Step 2: Do something you enjoy

The first question to ask yourself is, what do you care about? What are you passionate about? What makes you tick, and can you make a business out of what makes you tick? Because it's going to be grueling, it's going to be risky, it's going to be demanding, and the best way to succeed at it is to believe that you are somehow or other building a company around ideas and values that are important to you as a person as opposed to "this is what everybody thinks is cool." So start inside before you go outside. That would be one tip.

Step 3: Funding

And the next thing is, once you've figured out your passion or your original idea, the big mistake that entrepreneurs and business students often make is "Okay, where's the money? I need to get funding for this idea, and I need to have a lot of resources in order to make this happen."

Step 4: Getting started

In the case of Mavericks, again, it was about just getting started.
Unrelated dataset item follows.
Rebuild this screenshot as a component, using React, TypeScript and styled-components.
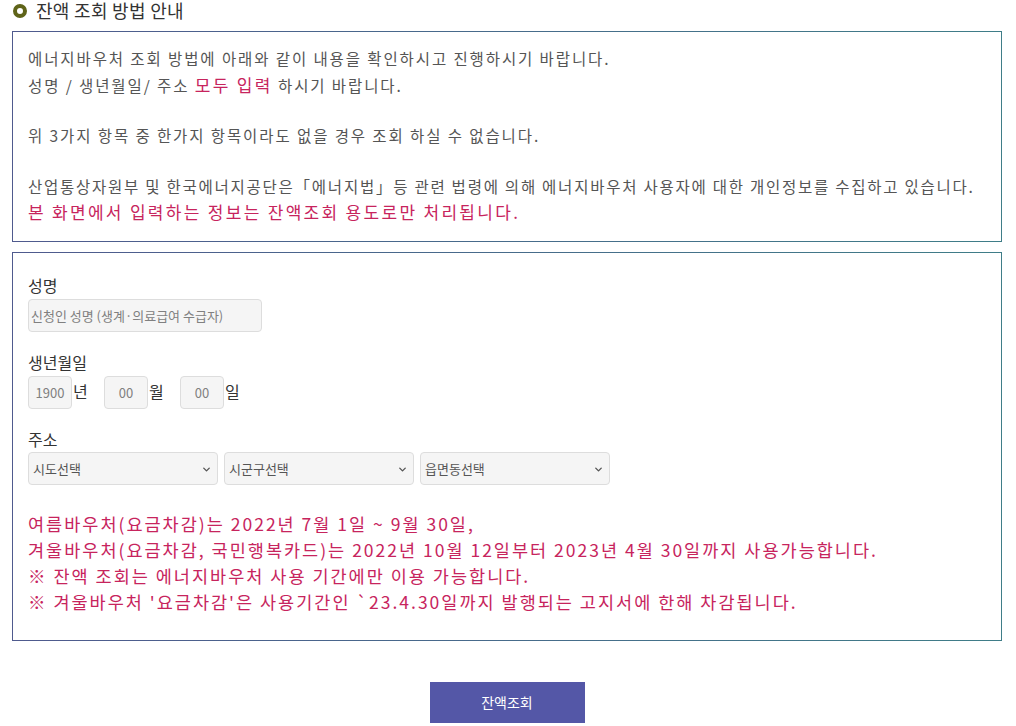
import styled, { createGlobalStyle } from "styled-components";
import { ChevronDown } from "lucide-react";

const GlobalStyle = createGlobalStyle`
  body {
    margin: 0;
    background: #fff;
    font-family: "Noto Sans CJK KR", "Noto Sans", sans-serif;
    color: #555;
  }
`;

const Page = styled.div`
  padding: 0 14px 0 12px;
`;

const Title = styled.h2`
  display: flex;
  align-items: center;
  gap: 9px;
  margin: 0;
  height: 21px;
  line-height: 21px;
  font-size: 18px;
  letter-spacing: 0.3px;
  font-weight: 400;
  color: #333;
`;

const Ring = styled.span`
  width: 6px;
  height: 6px;
  border-radius: 50%;
  border: 4px solid #5f6419;
  margin-left: 1px;
`;

const Box = styled.section<{ $pad: string; $mt: number }>`
  margin-top: ${(p) => p.$mt}px;
  border: 1px solid;
  border-image: linear-gradient(to right, #4f5a8e, #3f7d88) 1;
  padding: ${(p) => p.$pad};
`;

const Para = styled.p<{ $ls?: number }>`
  margin: 0;
  font-size: 15.5px;
  letter-spacing: ${(p) => p.$ls ?? 1.9}px;
  line-height: 25.5px;
  color: #555;
`;

const Gap = styled.div`
  height: 25px;
`;

const Em = styled.span`
  color: #c7245d;
  font-size: 17px;
  letter-spacing: 2.3px;
`;

const Label = styled.div<{ $mt?: number }>`
  margin-top: ${(p) => p.$mt ?? 0}px;
  font-size: 16px;
  color: #333;
  line-height: 20px;
`;

const TextInput = styled.input<{ $w: number; $center?: boolean }>`
  box-sizing: border-box;
  width: ${(p) => p.$w}px;
  height: 33px;
  margin-top: 4px;
  border: 1px solid #ddd;
  border-radius: 4px;
  background: #f5f5f5;
  padding: 0 ${(p) => (p.$center ? 0 : 2)}px;
  text-align: ${(p) => (p.$center ? "center" : "left")};
  font-family: inherit;
  font-size: 13px;
  color: #555;
  &::placeholder {
    color: #808080;
  }
`;

const DateRow = styled.div`
  display: flex;
  align-items: center;
`;

const Unit = styled.span<{ $w: number }>`
  display: inline-block;
  width: ${(p) => p.$w}px;
  padding-left: 1px;
  font-size: 16px;
  color: #333;
  margin-top: 2px;
`;

const SelectRow = styled.div`
  display: flex;
  gap: 6px;
  margin-top: 3px;
`;

const SelectWrap = styled.div`
  position: relative;
  width: 190px;
`;

const Select = styled.select`
  box-sizing: border-box;
  width: 100%;
  height: 33px;
  appearance: none;
  border: 1px solid #ddd;
  border-radius: 4px;
  background: #f5f5f5;
  padding: 0 4px;
  font-family: inherit;
  font-size: 13px;
  color: #555;
`;

const Caret = styled(ChevronDown)`
  position: absolute;
  right: 6px;
  top: 12px;
  pointer-events: none;
`;

const Notice = styled.div`
  margin-top: 26px;
  font-size: 17.5px;
  line-height: 26.3px;
  letter-spacing: 2px;
  color: #c7245d;
`;

const ButtonRow = styled.div`
  display: flex;
  justify-content: center;
  padding-top: 41px;
`;

const Button = styled.button`
  width: 155px;
  height: 41px;
  border: none;
  background: #5457a7;
  color: #fff;
  font-family: inherit;
  font-size: 14px;
`;

const regions = ["시도선택", "시군구선택", "읍면동선택"];

export default function App() {
  return (
    <Page>
      <GlobalStyle />
      <Title>
        <Ring />
        잔액 조회 방법 안내
      </Title>
      <Box $pad="14px 15px 15px" $mt={10}>
        <Para>에너지바우처 조회 방법에 아래와 같이 내용을 확인하시고 진행하시기 바랍니다.</Para>
        <Para>
          성명 / 생년월일/ 주소 <Em>모두 입력</Em> 하시기 바랍니다.
        </Para>
        <Gap />
        <Para>위 3가지 항목 중 한가지 항목이라도 없을 경우 조회 하실 수 없습니다.</Para>
        <Gap />
        <Para $ls={1.75}>
          산업통상자원부 및 한국에너지공단은「에너지법」등 관련 법령에 의해 에너지바우처 사용자에 대한 개인정보를 수집하고 있습니다.
        </Para>
        <Para>
          <Em>본 화면에서 입력하는 정보는 잔액조회 용도로만 처리됩니다.</Em>
        </Para>
      </Box>
      <Box $pad="22px 15px 24px" $mt={10}>
        <Label>성명</Label>
        <TextInput $w={234} placeholder="신청인 성명 (생계·의료급여 수급자)" />
        <Label $mt={20}>생년월일</Label>
        <DateRow>
          <TextInput $w={44} $center placeholder="1900" />
          <Unit $w={31}>년</Unit>
          <TextInput $w={44} $center placeholder="00" />
          <Unit $w={31}>월</Unit>
          <TextInput $w={44} $center placeholder="00" />
          <Unit $w={20}>일</Unit>
        </DateRow>
        <Label $mt={20}>주소</Label>
        <SelectRow>
          {regions.map((r) => (
            <SelectWrap key={r}>
              <Select defaultValue={r}>
                <option>{r}</option>
              </Select>
              <Caret size={11} strokeWidth={3} color="#555" />
            </SelectWrap>
          ))}
        </SelectRow>
        <Notice>
          여름바우처(요금차감)는 2022년 7월 1일 ~ 9월 30일,
          <br />
          겨울바우처(요금차감, 국민행복카드)는 2022년 10월 12일부터 2023년 4월 30일까지 사용가능합니다.
          <br />※ 잔액 조회는 에너지바우처 사용 기간에만 이용 가능합니다.
          <br />※ 겨울바우처 '요금차감'은 사용기간인 `23.4.30일까지 발행되는 고지서에 한해 차감됩니다.
        </Notice>
      </Box>
      <ButtonRow>
        <Button>잔액조회</Button>
      </ButtonRow>
    </Page>
  );
}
In a way the more constrained you are resource-wise, the cheaper you are, the better off you are. If you just get started -- often, given the Internet, you can put your idea or your product out there, you can elicit some response and support from future colleagues, future customers, and get some feedback and refine your idea from the start. So the advice is really: just get started, be cheap, stick to your original principles, and you might be really surprised what could happen.

Bill, Paula, thank you very much indeed. Thank you.